With new festivals willing to show anything that moves erupting almost daily, and with established events like Toronto and Sundance getting bigger and increasingly attuned to the rhythms of the commercial marketplace, Telluride’s rigor, its sense of standards and its unquestioned love of film seem increasingly of value, even if they’re not to everyone’s taste.

Another trend in the film world that Telluride counteracts is the gradual disappearance of what Bill Pence calls “the great independent specialty houses, the art theaters.
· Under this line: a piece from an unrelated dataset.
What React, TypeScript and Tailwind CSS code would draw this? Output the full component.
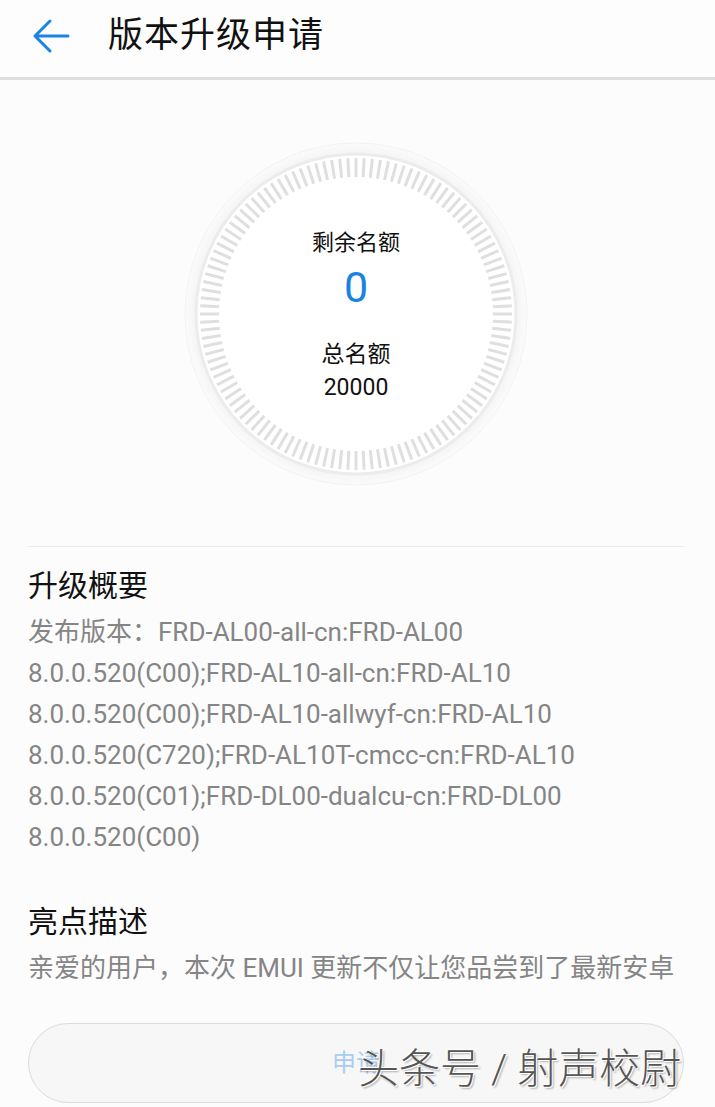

There is an audience, albeit small, for specialized films, that does not find a showcase.” From cities across the country, the vanguard of that audience makes its way to Telluride and is important for creating word of mouth for unheralded films. “We want people to go back home turned on about something they hadn’t known about before,” co-director Luddy says. “We wanted the festival to have a ripple effect.”

As for the event’s resilience, he says, “Partly it’s a question of timing; most festivals are too long--they become an ordeal.” And most festivals do without Telluride’s centerpiece, the old-fashioned Main Street that everyone gravitates to. “It’s a proximity I really like; there’s still a sense that everyone’s together in the same summer camp,” Bill Pence says. “You can’t build that artificially; it’s either there or it isn’t.” While that radioactive core remains in place, the Telluride Film Festival won’t likely stray too far from the days that made it famous.